Written exercise: Among the lines below, list those containing the string "styles".

Recorded information:
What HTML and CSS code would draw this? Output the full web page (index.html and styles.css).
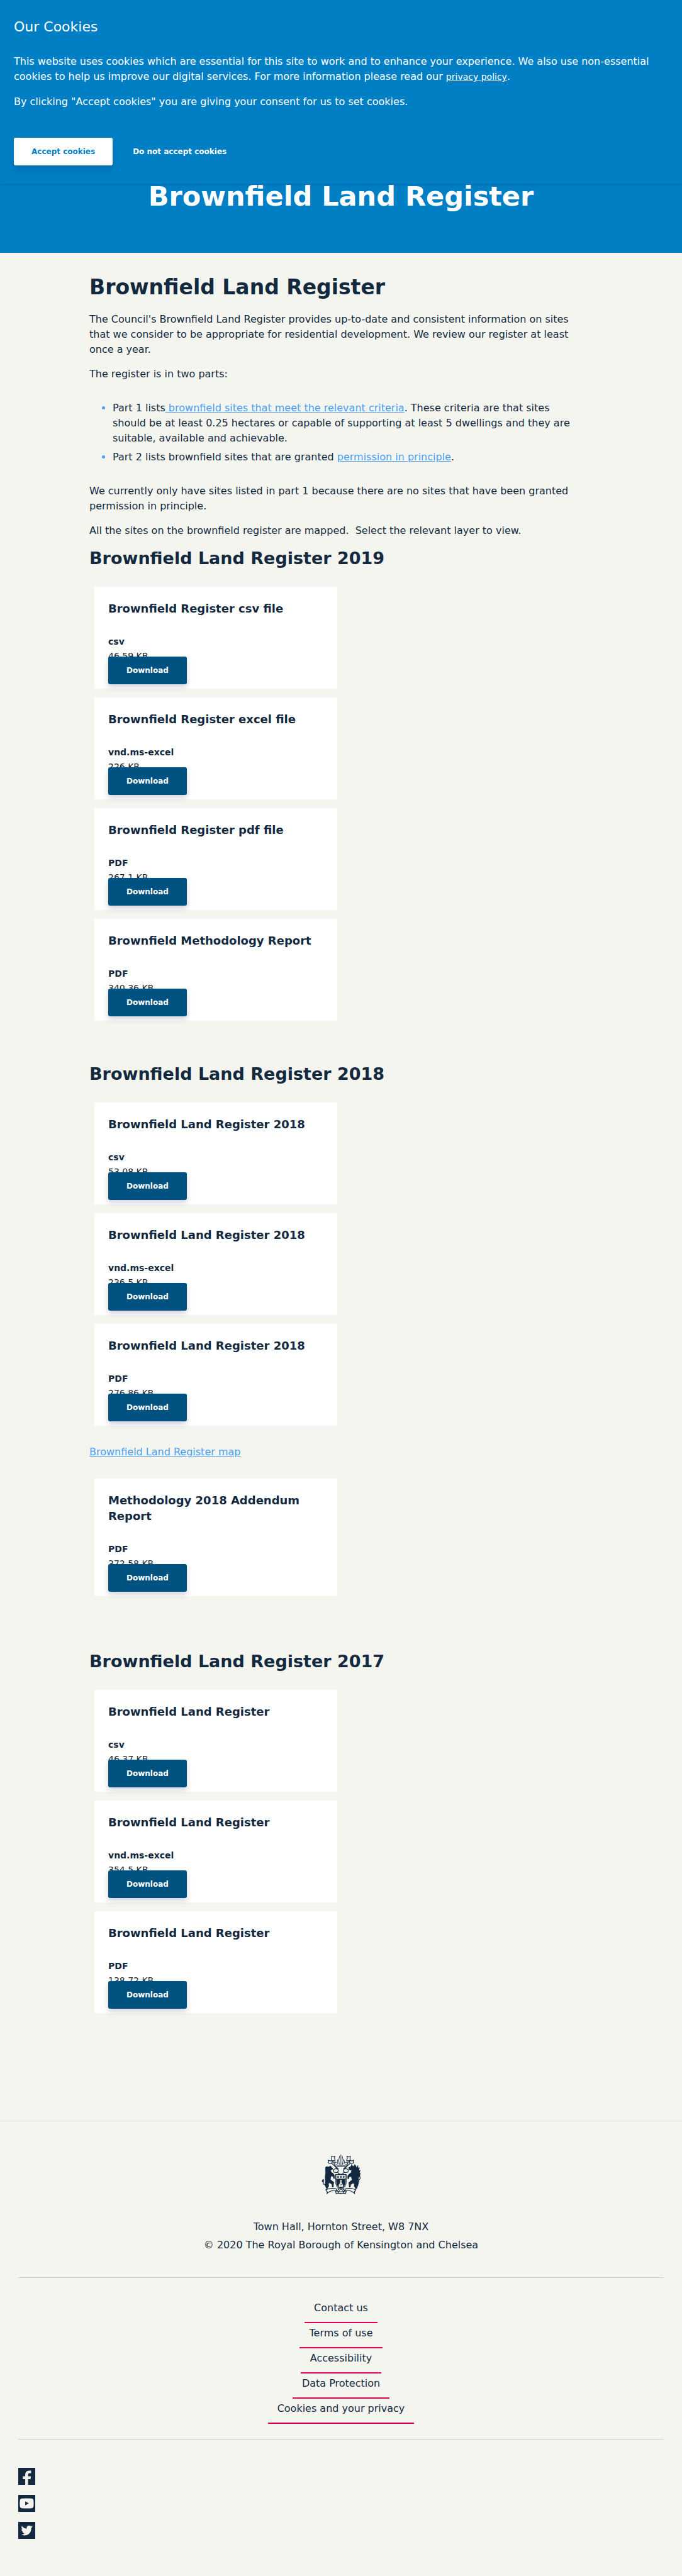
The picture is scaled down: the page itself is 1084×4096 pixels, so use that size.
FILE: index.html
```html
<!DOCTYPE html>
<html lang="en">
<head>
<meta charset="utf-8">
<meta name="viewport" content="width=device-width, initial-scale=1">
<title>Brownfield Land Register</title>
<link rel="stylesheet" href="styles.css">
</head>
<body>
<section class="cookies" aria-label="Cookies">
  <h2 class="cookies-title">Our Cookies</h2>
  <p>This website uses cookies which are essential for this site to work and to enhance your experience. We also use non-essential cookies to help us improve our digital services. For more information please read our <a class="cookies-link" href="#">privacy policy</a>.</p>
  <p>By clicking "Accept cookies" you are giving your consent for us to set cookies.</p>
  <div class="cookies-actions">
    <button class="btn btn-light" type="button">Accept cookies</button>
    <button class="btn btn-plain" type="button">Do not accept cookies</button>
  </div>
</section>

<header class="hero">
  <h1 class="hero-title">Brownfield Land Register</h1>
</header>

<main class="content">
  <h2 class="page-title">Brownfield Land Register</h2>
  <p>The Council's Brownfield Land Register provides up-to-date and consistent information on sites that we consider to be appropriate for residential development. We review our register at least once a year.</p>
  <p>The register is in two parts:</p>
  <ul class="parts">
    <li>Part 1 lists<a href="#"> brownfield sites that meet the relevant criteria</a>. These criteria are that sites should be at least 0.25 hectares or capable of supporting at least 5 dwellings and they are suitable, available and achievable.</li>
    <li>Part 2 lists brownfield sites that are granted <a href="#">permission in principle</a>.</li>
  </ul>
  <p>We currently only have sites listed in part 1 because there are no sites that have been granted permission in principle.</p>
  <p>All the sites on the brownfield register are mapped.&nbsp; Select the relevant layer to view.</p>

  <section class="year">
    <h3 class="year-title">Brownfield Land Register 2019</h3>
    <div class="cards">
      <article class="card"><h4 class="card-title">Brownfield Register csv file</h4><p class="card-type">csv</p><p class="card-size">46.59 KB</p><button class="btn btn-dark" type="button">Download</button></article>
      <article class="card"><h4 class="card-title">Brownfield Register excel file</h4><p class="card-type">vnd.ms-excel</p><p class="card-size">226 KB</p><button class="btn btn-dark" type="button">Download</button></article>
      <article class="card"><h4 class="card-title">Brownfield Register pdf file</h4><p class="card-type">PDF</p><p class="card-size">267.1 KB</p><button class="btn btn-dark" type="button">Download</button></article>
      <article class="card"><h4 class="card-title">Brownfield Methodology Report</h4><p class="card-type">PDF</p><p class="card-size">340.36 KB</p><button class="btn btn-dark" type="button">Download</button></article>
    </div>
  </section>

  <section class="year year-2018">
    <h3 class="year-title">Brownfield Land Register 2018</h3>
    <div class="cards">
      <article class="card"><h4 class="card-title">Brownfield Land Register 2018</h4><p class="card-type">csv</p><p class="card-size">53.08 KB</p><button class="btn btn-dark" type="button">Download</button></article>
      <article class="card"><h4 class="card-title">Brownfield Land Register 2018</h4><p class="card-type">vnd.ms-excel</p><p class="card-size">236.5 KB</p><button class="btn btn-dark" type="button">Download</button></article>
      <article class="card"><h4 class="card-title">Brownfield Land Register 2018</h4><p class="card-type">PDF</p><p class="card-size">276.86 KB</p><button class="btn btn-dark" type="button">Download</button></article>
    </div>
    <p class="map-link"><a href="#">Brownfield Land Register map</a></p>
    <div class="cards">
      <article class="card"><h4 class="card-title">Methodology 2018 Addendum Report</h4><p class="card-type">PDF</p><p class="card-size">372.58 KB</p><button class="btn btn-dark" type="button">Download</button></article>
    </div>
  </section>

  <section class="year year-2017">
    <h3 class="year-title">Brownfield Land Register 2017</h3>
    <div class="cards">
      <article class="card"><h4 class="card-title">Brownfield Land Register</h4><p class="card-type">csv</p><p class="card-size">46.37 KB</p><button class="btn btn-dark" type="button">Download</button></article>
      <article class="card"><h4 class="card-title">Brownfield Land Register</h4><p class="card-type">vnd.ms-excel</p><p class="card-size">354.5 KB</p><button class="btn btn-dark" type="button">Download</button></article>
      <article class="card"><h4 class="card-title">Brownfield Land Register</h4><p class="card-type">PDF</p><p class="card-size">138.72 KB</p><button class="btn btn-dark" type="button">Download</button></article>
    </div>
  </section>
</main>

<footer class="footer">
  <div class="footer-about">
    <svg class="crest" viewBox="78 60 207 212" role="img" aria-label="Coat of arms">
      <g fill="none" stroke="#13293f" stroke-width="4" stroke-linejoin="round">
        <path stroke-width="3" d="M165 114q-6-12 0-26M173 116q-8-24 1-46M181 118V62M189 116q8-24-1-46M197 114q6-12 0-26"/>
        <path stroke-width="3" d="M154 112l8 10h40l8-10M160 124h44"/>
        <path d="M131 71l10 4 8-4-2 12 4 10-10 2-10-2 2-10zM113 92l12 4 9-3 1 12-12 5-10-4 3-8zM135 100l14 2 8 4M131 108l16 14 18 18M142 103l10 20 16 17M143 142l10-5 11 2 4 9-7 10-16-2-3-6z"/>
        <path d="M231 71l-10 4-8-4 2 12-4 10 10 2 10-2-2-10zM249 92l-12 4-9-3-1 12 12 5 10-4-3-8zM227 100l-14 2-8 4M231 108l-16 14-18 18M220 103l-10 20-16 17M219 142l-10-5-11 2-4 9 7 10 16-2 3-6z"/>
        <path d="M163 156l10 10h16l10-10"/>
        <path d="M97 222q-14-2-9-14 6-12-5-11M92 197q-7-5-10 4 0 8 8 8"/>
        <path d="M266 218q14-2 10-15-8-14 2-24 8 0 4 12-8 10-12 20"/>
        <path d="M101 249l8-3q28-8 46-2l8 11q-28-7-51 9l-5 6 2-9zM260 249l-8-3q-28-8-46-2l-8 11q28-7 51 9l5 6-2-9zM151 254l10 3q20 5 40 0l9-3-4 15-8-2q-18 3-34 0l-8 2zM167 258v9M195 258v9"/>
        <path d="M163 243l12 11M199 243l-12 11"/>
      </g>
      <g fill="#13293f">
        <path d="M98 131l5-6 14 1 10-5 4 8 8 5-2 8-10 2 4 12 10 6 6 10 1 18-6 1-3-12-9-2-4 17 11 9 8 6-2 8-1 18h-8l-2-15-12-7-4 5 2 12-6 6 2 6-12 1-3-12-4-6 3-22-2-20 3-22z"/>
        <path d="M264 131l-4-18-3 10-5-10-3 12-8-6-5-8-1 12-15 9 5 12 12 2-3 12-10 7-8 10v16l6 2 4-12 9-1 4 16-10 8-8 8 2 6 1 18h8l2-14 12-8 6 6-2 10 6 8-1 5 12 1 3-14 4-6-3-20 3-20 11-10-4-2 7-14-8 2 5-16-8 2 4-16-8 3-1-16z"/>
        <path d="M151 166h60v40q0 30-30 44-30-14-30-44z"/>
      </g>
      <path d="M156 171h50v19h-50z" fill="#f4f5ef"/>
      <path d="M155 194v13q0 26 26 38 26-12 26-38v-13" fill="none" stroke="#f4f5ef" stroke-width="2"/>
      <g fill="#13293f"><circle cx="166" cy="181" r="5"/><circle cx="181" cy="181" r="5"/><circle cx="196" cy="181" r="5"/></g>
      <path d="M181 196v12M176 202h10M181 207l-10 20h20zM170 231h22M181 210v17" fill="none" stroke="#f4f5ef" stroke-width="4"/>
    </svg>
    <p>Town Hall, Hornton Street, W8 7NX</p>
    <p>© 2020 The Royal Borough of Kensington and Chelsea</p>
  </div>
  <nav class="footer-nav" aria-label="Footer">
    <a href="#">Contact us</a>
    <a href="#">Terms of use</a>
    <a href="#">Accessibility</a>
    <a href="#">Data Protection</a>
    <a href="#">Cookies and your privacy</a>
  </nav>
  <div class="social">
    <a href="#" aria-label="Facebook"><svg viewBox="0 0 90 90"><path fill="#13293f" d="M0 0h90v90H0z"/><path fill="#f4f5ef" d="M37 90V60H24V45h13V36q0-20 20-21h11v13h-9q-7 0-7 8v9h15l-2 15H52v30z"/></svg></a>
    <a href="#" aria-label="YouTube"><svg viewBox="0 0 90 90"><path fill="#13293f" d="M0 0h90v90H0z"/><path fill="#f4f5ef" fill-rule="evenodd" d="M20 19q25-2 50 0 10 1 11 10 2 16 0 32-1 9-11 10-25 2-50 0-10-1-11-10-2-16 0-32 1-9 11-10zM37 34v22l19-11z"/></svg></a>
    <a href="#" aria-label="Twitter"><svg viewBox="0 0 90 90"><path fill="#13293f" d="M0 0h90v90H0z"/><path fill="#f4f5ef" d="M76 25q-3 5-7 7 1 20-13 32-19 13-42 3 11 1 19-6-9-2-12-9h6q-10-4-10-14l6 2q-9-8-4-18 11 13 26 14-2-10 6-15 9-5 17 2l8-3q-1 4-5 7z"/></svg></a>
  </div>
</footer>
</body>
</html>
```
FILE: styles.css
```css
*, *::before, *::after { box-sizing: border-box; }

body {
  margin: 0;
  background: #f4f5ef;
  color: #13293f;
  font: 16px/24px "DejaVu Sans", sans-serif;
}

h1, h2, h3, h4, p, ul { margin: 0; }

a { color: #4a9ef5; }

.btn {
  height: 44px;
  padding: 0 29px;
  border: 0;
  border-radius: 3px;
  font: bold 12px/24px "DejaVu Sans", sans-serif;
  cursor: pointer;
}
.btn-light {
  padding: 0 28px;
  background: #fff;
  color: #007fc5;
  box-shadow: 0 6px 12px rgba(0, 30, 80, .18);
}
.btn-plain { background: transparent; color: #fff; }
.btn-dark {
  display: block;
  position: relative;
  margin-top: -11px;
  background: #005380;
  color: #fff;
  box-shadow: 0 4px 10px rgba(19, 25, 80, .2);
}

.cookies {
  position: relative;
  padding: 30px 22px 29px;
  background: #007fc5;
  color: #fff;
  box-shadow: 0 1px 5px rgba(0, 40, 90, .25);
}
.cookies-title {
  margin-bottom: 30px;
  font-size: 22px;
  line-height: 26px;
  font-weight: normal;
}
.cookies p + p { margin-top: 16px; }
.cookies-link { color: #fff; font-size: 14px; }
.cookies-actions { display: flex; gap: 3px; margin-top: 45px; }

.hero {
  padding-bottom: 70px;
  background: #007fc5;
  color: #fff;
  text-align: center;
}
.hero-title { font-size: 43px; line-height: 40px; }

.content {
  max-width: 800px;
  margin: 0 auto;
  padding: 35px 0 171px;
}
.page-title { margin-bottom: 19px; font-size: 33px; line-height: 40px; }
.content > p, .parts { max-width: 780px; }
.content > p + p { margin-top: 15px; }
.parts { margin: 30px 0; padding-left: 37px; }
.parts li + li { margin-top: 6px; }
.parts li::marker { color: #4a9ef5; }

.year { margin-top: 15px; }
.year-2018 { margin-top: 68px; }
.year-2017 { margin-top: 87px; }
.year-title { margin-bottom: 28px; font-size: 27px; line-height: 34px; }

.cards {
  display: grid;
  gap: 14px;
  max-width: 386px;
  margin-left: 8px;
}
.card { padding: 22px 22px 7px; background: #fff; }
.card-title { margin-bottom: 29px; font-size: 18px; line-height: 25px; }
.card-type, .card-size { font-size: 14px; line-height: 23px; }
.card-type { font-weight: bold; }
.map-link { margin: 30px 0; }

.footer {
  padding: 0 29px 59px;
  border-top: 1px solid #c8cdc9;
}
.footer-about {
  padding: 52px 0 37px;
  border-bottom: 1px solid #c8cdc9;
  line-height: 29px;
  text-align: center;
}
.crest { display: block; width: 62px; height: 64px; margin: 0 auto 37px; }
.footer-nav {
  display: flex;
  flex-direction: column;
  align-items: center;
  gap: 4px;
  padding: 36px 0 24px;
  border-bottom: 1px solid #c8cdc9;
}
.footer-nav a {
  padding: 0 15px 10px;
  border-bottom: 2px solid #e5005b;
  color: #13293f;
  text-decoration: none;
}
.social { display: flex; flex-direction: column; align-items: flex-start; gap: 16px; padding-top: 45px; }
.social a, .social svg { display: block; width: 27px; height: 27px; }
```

The response:
What HTML and CSS code would draw this? Output the full web page (index.html and styles.css).
<link rel="stylesheet" href="styles.css">
FILE: styles.css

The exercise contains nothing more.